We can monitor our Internet connection and keep historical data. Draw a graph that shows usage over the last year and notice the trajectory as the line goes up and up. Anyone can eyeball the graph and predict that in 3 months we'll be out of capacity. Luckily it takes 2 months to get more capacity approved, paid for, ordered, and deployed. We have predicted the future. Without good monitoring, we find ourselves with an overloaded connection; and the only thing we can predict is 2 months of unhappy users complaining and complaining.
What is an outage? To me an outage is something that is customer-facing. The users felt pain. Either the VPN system went down, or the VPN system was too slow to be usable. More formally, an outage is any time we miss our SLA. The problem is that a lot of people don't work in an environment that has written SLAs so we must invent them ad hoc.
After an outage has been resolved and we've had time to calm down, take a moment to look back at the situation and figure out a monitoring rule that would have predicted this problem. Add (or update) two sets of rules. The first set detects the outage. If such a rule exists already, maybe it needs to be fine tuned or somehow updated. Maybe the SLA changed and we didn't update the rule. Or, we don't have an SLA and we need to make it tigher or looser to match customer expectations of what our SLA should be. The second set of rules should collect data that would help us prevent that particular outage in the future. This second group might be very specific to specific links, settings, or components.
Eventually we grow our monitoring system not based on what we think is good, but what we've learned over time is good. Write comments into the configuration to list what inspired the rule and document what you think should be done if this rule gets triggered. When it does get triggered, update this documentation with what you learned.
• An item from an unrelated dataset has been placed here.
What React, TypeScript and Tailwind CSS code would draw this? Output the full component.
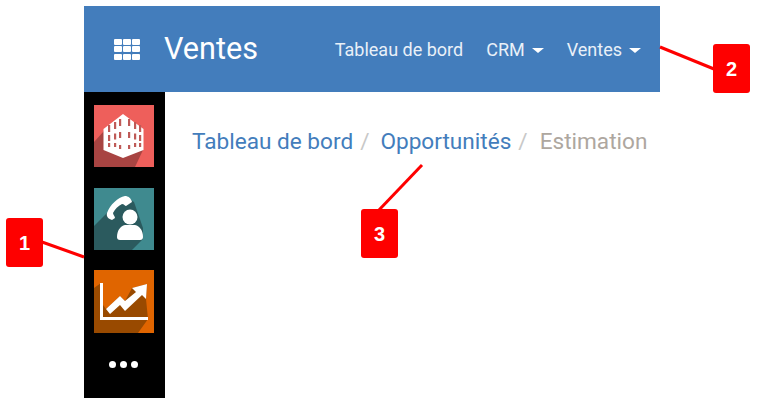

This makes your monitoring system evolve and grow like a Wiki.
Over time we'll have an optimal monitoring system for our environment.
As computers have become cheaper we use more redundancy to make them more reliable. We don't rely on a single disk, we put them in redundant (non-striped) RAID sets. We don't depend on one router, but we use VRRP so one can fail and packets still get through. We don't have one web server, we have a group of web servers behind a load balancer. We don't have one load balancer, we buy them in pairs and use an active-active or active-passive configuration.
When we have N+1 redundancy, things are more like analog than digital. If we have 20 machines behind a web load balancer, we don't panic if one goes down, we monitor that "at least 80% are up". That is more like an analog system. Two web servers going down is like static on the radio. Our monitoring should reflect this. We can measure the time a particular query takes to complete and alert depending on what we see: x ms response time is fine. Lower than x but rising quickly, time to add more web servers. Nearly x for extended periods of time, better order more web servers. Higher than x for an extended amount of time, steal web servers from other services. Analog.
The beauty of N+1 redundancy is that it decouples component failure from outages. In the old days, a component failure equalled an outage. A disk died, and the file server was down all day as we restored data from backups. Now our disks are in a RAID set and a single one going south just means a hot spare will be used to get us back to N+1. We can stop monitoring "is it down?" but instead monitor that each RAID group is at N+1 redundancy, that the entire RAID chassis has at least X hot spares in the pool, and that the data is accessible. (X is based on how far we are from the hardware. If we are a consultant that visits the site once a month, more is better. If we work in the building, less is needed.)
It can be difficult to adjust your thinking to be more analog than digital. Start with one small change, like monitoring average queue length on a router port, or time to complete a web query. Once you learn how to do this with your monitoring system for one aspect or service, doing it again and again becomes easier.
Then...you'll be better at predicting the future.